Friday, July 8, 2011

The Thin Line Between "Fees" and "Interest"

A couple of days ago, I posted about consequences of restricting payday lending, and how it serves as a modern example of the impulse that once produced usury laws. Payday loans charge a "fee," rather than "interest." But historically speaking, actual term for "interest" on a loan grew out of fees. Joseph Persky explained this point in an article in my own Journal of Economic Perspectives a few years ago: "Retrospectives: From Usury to Interest."

Joe wrote: "Canon law in the Middle Ages forbade usury, which was generally interpreted as a loan repayment exceeding the principal amount. Our modern word “interest” derives from the Medieval Latin interesse. The Oxford English Dictionary explains that interesse originally meant a penalty for the default on or late payment of an otherwise legitimate, nonusurious loan. As more sophisticated commercial and financial practices spread through Europe, fictitious late payments became an accepted if disingenuous way of circumventing usury laws. Over time, “interest” became the generic term for all legitimate and accepted payments on loans."

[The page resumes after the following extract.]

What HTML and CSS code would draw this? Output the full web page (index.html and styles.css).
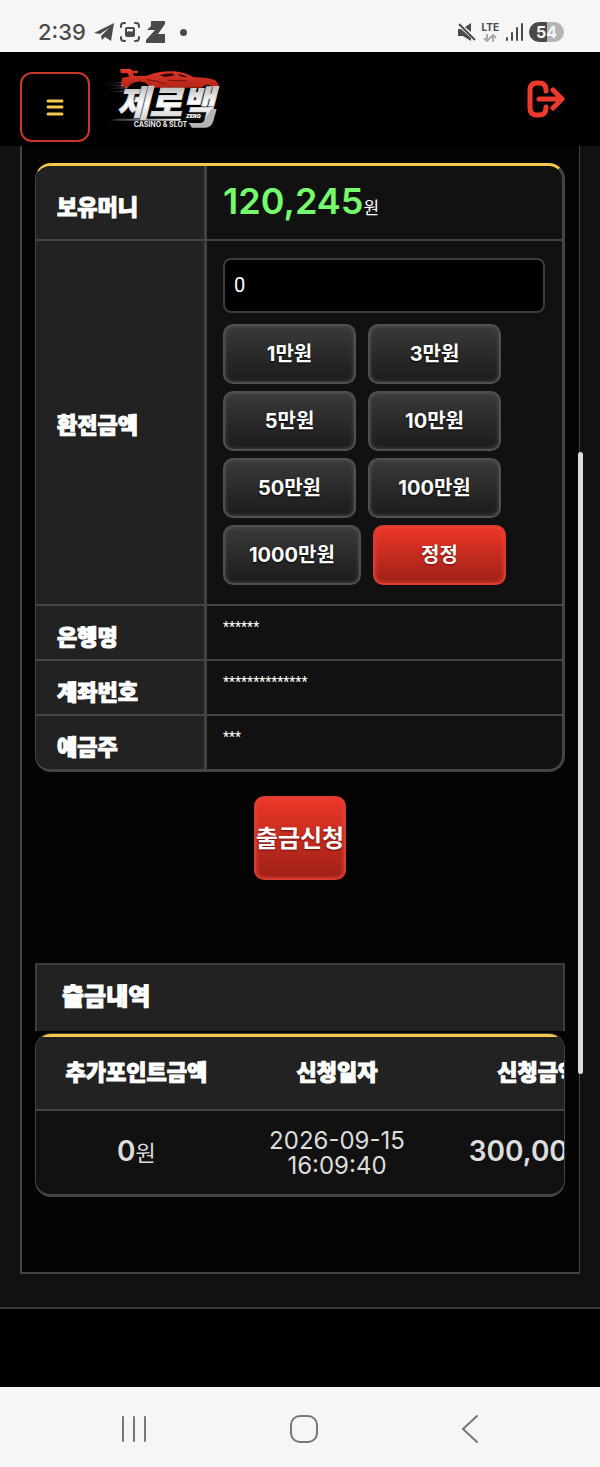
FILE: index.html
```html
<!DOCTYPE html>
<html lang="ko">
<head>
  <meta charset="UTF-8">
  <meta name="viewport" content="width=device-width, initial-scale=1">
  <title>제로백 - 출금신청</title>
  <link rel="stylesheet" href="styles.css">
</head>
<body>

  <div class="status-bar">
    <div class="status-left">
      <span class="clock">2:39</span>
      <svg width="20" height="20" viewBox="0 0 20 20"><path d="M0 11 L20 1 L17 19 L11 15 L8 18 L7 14 L15 6 L6 12 Z" fill="#4a4a4a"/></svg>
      <svg width="20" height="20" viewBox="0 0 20 20" fill="none" stroke="#4a4a4a" stroke-width="2" stroke-linecap="round"><path d="M1 5V4a3 3 0 0 1 3-3h1M15 1h1a3 3 0 0 1 3 3v1M19 15v1a3 3 0 0 1-3 3h-1M5 19H4a3 3 0 0 1-3-3v-1"/><rect x="6" y="6" width="8" height="8" rx="1"/><path d="M7 13v-2l2-1 2 1 2-1v3z" fill="#4a4a4a"/></svg>
      <svg width="20" height="22" viewBox="0 0 20 22"><path d="M5 0H19V3L12 13H19V22H0V19L9 9H1L5 5Z" fill="#4a4a4a"/></svg>
      <span class="dot"></span>
    </div>
    <div class="status-right">
      <svg width="18" height="18" viewBox="0 0 18 18"><path d="M0 6H3L13 15V18L5 13H0ZM7 4L13 0V9Z" fill="#4a4a4a"/><path d="M1 1L17 17" stroke="#4a4a4a" stroke-width="2"/></svg>
      <span class="lte">LTE
        <svg width="14" height="8" viewBox="0 0 14 8" fill="none" stroke="#aaa" stroke-width="2"><path d="M4 0v7M1 4l3 3 3-3M10 8V1M7 4l3-3 3 3"/></svg>
      </span>
      <svg width="18" height="20" viewBox="0 0 18 20" stroke="#4a4a4a" stroke-width="2" stroke-linecap="round"><path d="M2 16v2M7 11v7M12 6v12M17 2v16"/></svg>
      <span class="battery">54</span>
    </div>
  </div>

  <header class="top-bar">
    <button class="menu-btn" aria-label="메뉴">
      <svg width="18" height="17" viewBox="0 0 18 17" stroke="#f2c94c" stroke-width="3" stroke-linecap="round"><path d="M2 2H16M2 8H16M2 15H16"/></svg>
    </button>
    <a href="#" class="logo" aria-label="제로백">
      <svg width="130" height="80" viewBox="0 0 390 240">
        <defs>
          <linearGradient id="silver" x1="0" y1="0" x2="0" y2="1">
            <stop offset="0" stop-color="#a8a8a8"/>
            <stop offset="0.5" stop-color="#ffffff"/>
            <stop offset="1" stop-color="#c4c4c4"/>
          </linearGradient>
          <linearGradient id="streak" x1="0" y1="0" x2="1" y2="0">
            <stop offset="0" stop-color="#fff" stop-opacity="0"/>
            <stop offset="1" stop-color="#fff"/>
          </linearGradient>
          <linearGradient id="car" x1="0" y1="0" x2="0" y2="1">
            <stop offset="0" stop-color="#e43a2b"/>
            <stop offset="1" stop-color="#b32417"/>
          </linearGradient>
        </defs>
        <path d="M60 30L92 29L96 35L114 35L113 43L98 43L103 51L140 50Q178 36 218 37Q252 38 282 55Q322 54 346 64L357 78L350 86L336 86Q327 68 304 86L150 86Q138 64 112 68Q92 71 84 86L63 82L66 57L88 52L83 43L63 43Z" fill="url(#car)"/>
        <path d="M178 49Q196 43 216 43L224 49L196 54ZM232 44Q250 46 264 54L244 53Z" fill="#2b0805"/>
        <path d="M140 62L176 68L200 76M206 64L262 66" fill="none" stroke="#6e140d" stroke-width="3"/>
        <path d="M14 74L66 69V73ZM0 80L68 78V82ZM20 88L82 84V89ZM30 98L76 94V98ZM22 184L54 179H244L240 185H50Z" fill="url(#streak)"/>
        <text x="50" y="170" class="logo-name" fill="url(#silver)">제로백</text>
        <path d="M334 150H350L340 186Q334 206 316 206H276L266 192H298Q310 192 314 182Z" fill="#b4b4b4"/>
        <path d="M257 163H316L309 182H250Z" fill="#151515"/>
        <text x="258" y="178" class="logo-zero">ZERO</text>
        <text x="101" y="205" class="logo-sub">CASINO &amp; SLOT</text>
      </svg>
    </a>
    <a href="#" class="logout" aria-label="로그아웃">
      <svg width="38" height="38" viewBox="0 0 38 38" fill="none" stroke="#ee3a2d" stroke-width="5" stroke-linecap="round" stroke-linejoin="round"><path d="M19 11V10Q19 3 12 3H10Q3 3 3 10V28Q3 35 10 35H12Q19 35 19 28V27M12 19H34M26 10L35 19L26 28"/></svg>
    </a>
  </header>

  <main class="page">
    <div class="panel">

      <form>
        <div class="box money-box">
          <table class="money-table">
            <tr class="balance-row">
              <th>보유머니</th>
              <td><span class="balance">120,245</span><span class="won">원</span></td>
            </tr>
            <tr class="amount-row">
              <th><label for="amount">환전금액</label></th>
              <td>
                <input type="text" id="amount" value="0">
                <div class="amount-btns">
                  <button type="button" class="btn">1만원</button>
                  <button type="button" class="btn">3만원</button>
                  <button type="button" class="btn">5만원</button>
                  <button type="button" class="btn">10만원</button>
                  <button type="button" class="btn">50만원</button>
                  <button type="button" class="btn">100만원</button>
                  <button type="button" class="btn">1000만원</button>
                  <button type="button" class="btn red">정정</button>
                </div>
              </td>
            </tr>
            <tr class="info-row"><th>은행명</th><td>******</td></tr>
            <tr class="info-row"><th>계좌번호</th><td>**************</td></tr>
            <tr class="info-row"><th>예금주</th><td>***</td></tr>
          </table>
        </div>

        <button type="button" class="btn red submit">출금신청</button>
      </form>

      <h2>출금내역</h2>
      <div class="box history-box">
        <table class="history-table">
          <thead>
            <tr><th>추가포인트금액</th><th>신청일자</th><th>신청금액</th></tr>
          </thead>
          <tbody>
            <tr>
              <td><b>0</b>원</td>
              <td class="date">2026-09-15<br>16:09:40</td>
              <td><b>300,000</b>원</td>
            </tr>
          </tbody>
        </table>
      </div>

    </div>
    <span class="scroll-thumb"></span>
  </main>

  <footer class="footer"></footer>

  <nav class="phone-nav">
    <button aria-label="최근 앱"><svg width="26" height="28" viewBox="0 0 26 28" stroke="#777" stroke-width="2" stroke-linecap="round"><path d="M2 2V26M13 2V26M24 2V26"/></svg></button>
    <button aria-label="홈"><svg width="28" height="28" viewBox="0 0 28 28" fill="none" stroke="#777" stroke-width="2"><rect x="1" y="1" width="26" height="26" rx="9"/></svg></button>
    <button aria-label="뒤로"><svg width="18" height="28" viewBox="0 0 18 28" fill="none" stroke="#777" stroke-width="2" stroke-linecap="round" stroke-linejoin="round"><path d="M16 1L2 14L16 27"/></svg></button>
  </nav>

</body>
</html>
```
FILE: styles.css
```css
* {
  box-sizing: border-box;
}

body {
  margin: 0;
  background: #000;
  color: #fff;
  font-family: Inter, "Noto Sans CJK KR", sans-serif;
}

svg {
  display: block;
}

button {
  font-family: inherit;
  cursor: pointer;
}

/* phone status bar */
.status-bar {
  display: flex;
  justify-content: space-between;
  align-items: center;
  height: 52px;
  padding: 12px 36px 0 38px;
  background: #f6f6f6;
  color: #4a4a4a;
}

.status-left,
.status-right {
  display: flex;
  align-items: center;
  gap: 6px;
}

.clock {
  margin-right: 2px;
  font-size: 22px;
  font-weight: 500;
}

.dot {
  width: 7px;
  height: 7px;
  margin-left: 8px;
  border-radius: 50%;
  background: #4a4a4a;
}

.lte {
  display: flex;
  flex-direction: column;
  align-items: center;
  gap: 2px;
  font-size: 10px;
  line-height: 10px;
  font-weight: 700;
}

.battery {
  width: 35px;
  border-radius: 10px;
  background: linear-gradient(90deg, #4a4a4a 52%, #b4b4b4 52%);
  color: #f6f6f6;
  font-size: 16px;
  line-height: 20px;
  font-weight: 700;
  text-align: center;
}

/* site header */
.top-bar {
  display: flex;
  align-items: center;
  height: 94px;
  padding: 0 35px 0 20px;
  background: #000;
}

.menu-btn {
  display: flex;
  align-items: center;
  justify-content: center;
  width: 70px;
  height: 70px;
  margin-top: 16px;
  padding: 0;
  border: 2px solid #c9372c;
  border-radius: 12px;
  background: #000;
}

.logo {
  margin-left: 10px;
}

.logo-name {
  font-size: 106px;
  font-weight: 900;
  font-style: italic;
  stroke: #ddd;
  stroke-width: 2px;
}

.logo-zero {
  fill: #fff;
  font-size: 16px;
  font-weight: 900;
  font-style: italic;
}

.logo-sub {
  fill: #e6e6e6;
  font-size: 21px;
  font-weight: 700;
}

.logout {
  margin-left: auto;
}

/* main page */
.page {
  position: relative;
  padding: 0 20px 33px;
  border-bottom: 2px solid #3c3c3c;
  background: #111;
}

.panel {
  padding: 17px 14px 75px 13px;
  border: 1px solid #444;
  border-width: 0 1px 2px 2px;
  background: #040404;
}

.scroll-thumb {
  position: absolute;
  top: 306px;
  right: 17px;
  width: 5px;
  height: 622px;
  border-radius: 3px;
  background: #dcdcdc;
}

.box {
  overflow: hidden;
  border: 1px solid #444;
  border-bottom-width: 3px;
  border-radius: 16px;
  background: #111;
}

table {
  border-spacing: 0;
  table-layout: fixed;
}

th,
td {
  padding: 0;
}

th,
h2 {
  font-weight: 900;
  -webkit-text-stroke: 1px #fff;
}

.money-box {
  border-top: 3px solid #f2c94c;
  border-right-width: 3px;
}

.money-table {
  width: 100%;
}

.money-table th {
  width: 171px;
  padding-left: 21px;
  border-right: 3px solid #42423e;
  background: #222;
  font-size: 22px;
  text-align: left;
}

.money-table td {
  padding: 0 17px 0 16px;
}

.money-table tr + tr th,
.money-table tr + tr td {
  border-top: 2px solid #444;
}

.balance-row {
  height: 73px;
}

.balance-row th {
  padding-top: 4px;
}

.balance-row td {
  padding-bottom: 4px;
}

.balance {
  color: #76fb6c;
  font-size: 36px;
  font-weight: 600;
}

.won {
  font-size: 17px;
}

.money-table .amount-row td {
  padding: 17px 17px 19px 16px;
}

#amount {
  display: block;
  width: 100%;
  height: 55px;
  padding: 0 9px 2px;
  border: 2px solid #3c3c3c;
  border-radius: 8px;
  background: #000;
  color: #fff;
  font-family: Roboto, sans-serif;
  font-size: 20px;
}

.amount-btns {
  display: flex;
  flex-wrap: wrap;
  gap: 7px 12px;
  margin-top: 11px;
}

.btn {
  min-width: 133px;
  height: 60px;
  padding: 0 24px 4px;
  border: 2px solid #505050;
  border-radius: 10px;
  background: linear-gradient(#3a3a3a, #1b1b1b);
  box-shadow: inset 0 0 4px #555;
  color: #fff;
  font-size: 20px;
  font-weight: 700;
  text-shadow: 0 1px 2px #000;
}

.btn.red {
  border-color: #dc3b30;
  background: linear-gradient(#ec3729, #9e2016);
  box-shadow: inset 0 0 4px #e34a3e;
  text-shadow: 0 1px 2px #6b120b;
}

.info-row {
  height: 55px;
}

.info-row th {
  padding-top: 4px;
}

.money-table .info-row td {
  padding-top: 11px;
  font-family: Roboto, sans-serif;
  font-size: 14px;
  line-height: 20px;
  vertical-align: top;
}

.btn.submit {
  display: block;
  min-width: 92px;
  height: 84px;
  margin: 24px auto 83px;
  padding: 0 0 4px;
  font-size: 24px;
}

/* withdrawal history */
h2 {
  margin: 0 0 2px;
  padding: 0 25px 2px;
  border: 2px solid #3c3c3c;
  border-bottom: 0;
  background: #222;
  font-size: 24px;
  line-height: 64px;
}

.history-table {
  width: 602px;
  border-top: 3px solid #f2c94c;
  text-align: center;
}

.history-table th {
  height: 74px;
  padding-bottom: 6px;
  border-bottom: 2px solid #444;
  background: #222;
  font-size: 22px;
}

.history-table td {
  height: 83px;
  color: #ddd;
  font-size: 22px;
  line-height: 25px;
}

.history-table .date {
  font-size: 24px;
}

.history-table b {
  font-size: 28px;
  font-weight: 600;
}

/* bottom */
.footer {
  height: 78px;
  background: #000;
}

.phone-nav {
  display: flex;
  justify-content: space-around;
  align-items: center;
  height: 80px;
  padding: 4px 50px 0;
  background: #f6f6f6;
}

.phone-nav button {
  padding: 0;
  border: 0;
  background: none;
}
```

One of the big trends in modern banking and finance it seems to me, is a move toward making a greater share of revenues based on fees. Whether it is fees for bank overdrafts, making a late payment on a bill, going over your credit card limit, the example of payday loans in my earlier post, or in a number of other ways, many of us tend to accept as reasonable a level of "fees" that we would find intolerable if they were phrased in terms of an annual rate of interest being charged.